▶ **DATA BLOCK**
•••••
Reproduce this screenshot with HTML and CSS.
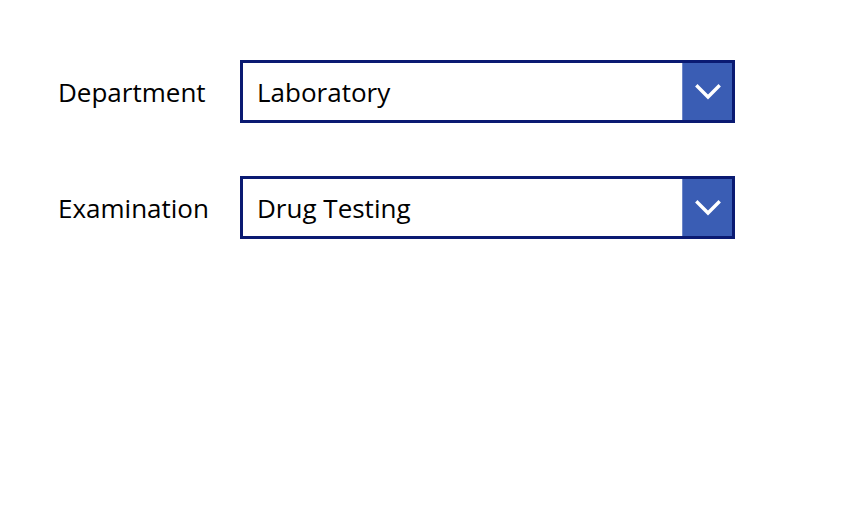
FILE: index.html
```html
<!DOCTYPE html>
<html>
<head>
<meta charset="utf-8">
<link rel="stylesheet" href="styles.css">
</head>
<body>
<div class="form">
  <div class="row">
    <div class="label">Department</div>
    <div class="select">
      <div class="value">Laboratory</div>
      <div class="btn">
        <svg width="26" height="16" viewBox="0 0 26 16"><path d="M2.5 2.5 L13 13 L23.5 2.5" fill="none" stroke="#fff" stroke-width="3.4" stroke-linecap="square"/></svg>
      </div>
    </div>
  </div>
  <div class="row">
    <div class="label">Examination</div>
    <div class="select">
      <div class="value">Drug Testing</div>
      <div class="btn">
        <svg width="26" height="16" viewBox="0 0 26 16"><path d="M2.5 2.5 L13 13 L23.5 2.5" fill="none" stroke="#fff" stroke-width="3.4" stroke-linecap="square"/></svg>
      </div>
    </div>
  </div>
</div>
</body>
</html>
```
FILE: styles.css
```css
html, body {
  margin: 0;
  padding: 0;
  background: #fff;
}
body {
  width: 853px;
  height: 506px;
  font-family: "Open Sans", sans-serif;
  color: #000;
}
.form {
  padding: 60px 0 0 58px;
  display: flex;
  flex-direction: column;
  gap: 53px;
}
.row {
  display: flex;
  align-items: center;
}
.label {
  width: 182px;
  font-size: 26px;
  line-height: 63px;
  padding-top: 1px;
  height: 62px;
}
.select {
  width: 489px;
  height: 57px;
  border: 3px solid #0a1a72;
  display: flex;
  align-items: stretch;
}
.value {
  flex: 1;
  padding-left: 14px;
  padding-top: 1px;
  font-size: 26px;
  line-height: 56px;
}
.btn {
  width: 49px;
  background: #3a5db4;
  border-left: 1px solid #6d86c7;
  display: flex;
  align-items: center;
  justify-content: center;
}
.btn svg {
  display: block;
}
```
•••••
▶ **GOAL OF THE EXERCISE**
Reproduce each line word for word and drop the pictures.

▶ **CORRECT ANSWER**
Reproduce this screenshot with HTML and CSS.
FILE: index.html
```html
<!DOCTYPE html>
<html>
<head>
<meta charset="utf-8">
<link rel="stylesheet" href="styles.css">
</head>
<body>
<div class="form">
  <div class="row">
    <div class="label">Department</div>
    <div class="select">
      <div class="value">Laboratory</div>
      <div class="btn">
        <svg width="26" height="16" viewBox="0 0 26 16"><path d="M2.5 2.5 L13 13 L23.5 2.5" fill="none" stroke="#fff" stroke-width="3.4" stroke-linecap="square"/></svg>
      </div>
    </div>
  </div>
  <div class="row">
    <div class="label">Examination</div>
    <div class="select">
      <div class="value">Drug Testing</div>
      <div class="btn">
        <svg width="26" height="16" viewBox="0 0 26 16"><path d="M2.5 2.5 L13 13 L23.5 2.5" fill="none" stroke="#fff" stroke-width="3.4" stroke-linecap="square"/></svg>
      </div>
    </div>
  </div>
</div>
</body>
</html>
```
FILE: styles.css
```css
html, body {
  margin: 0;
  padding: 0;
  background: #fff;
}
body {
  width: 853px;
  height: 506px;
  font-family: "Open Sans", sans-serif;
  color: #000;
}
.form {
  padding: 60px 0 0 58px;
  display: flex;
  flex-direction: column;
  gap: 53px;
}
.row {
  display: flex;
  align-items: center;
}
.label {
  width: 182px;
  font-size: 26px;
  line-height: 63px;
  padding-top: 1px;
  height: 62px;
}
.select {
  width: 489px;
  height: 57px;
  border: 3px solid #0a1a72;
  display: flex;
  align-items: stretch;
}
.value {
  flex: 1;
  padding-left: 14px;
  padding-top: 1px;
  font-size: 26px;
  line-height: 56px;
}
.btn {
  width: 49px;
  background: #3a5db4;
  border-left: 1px solid #6d86c7;
  display: flex;
  align-items: center;
  justify-content: center;
}
.btn svg {
  display: block;
}
```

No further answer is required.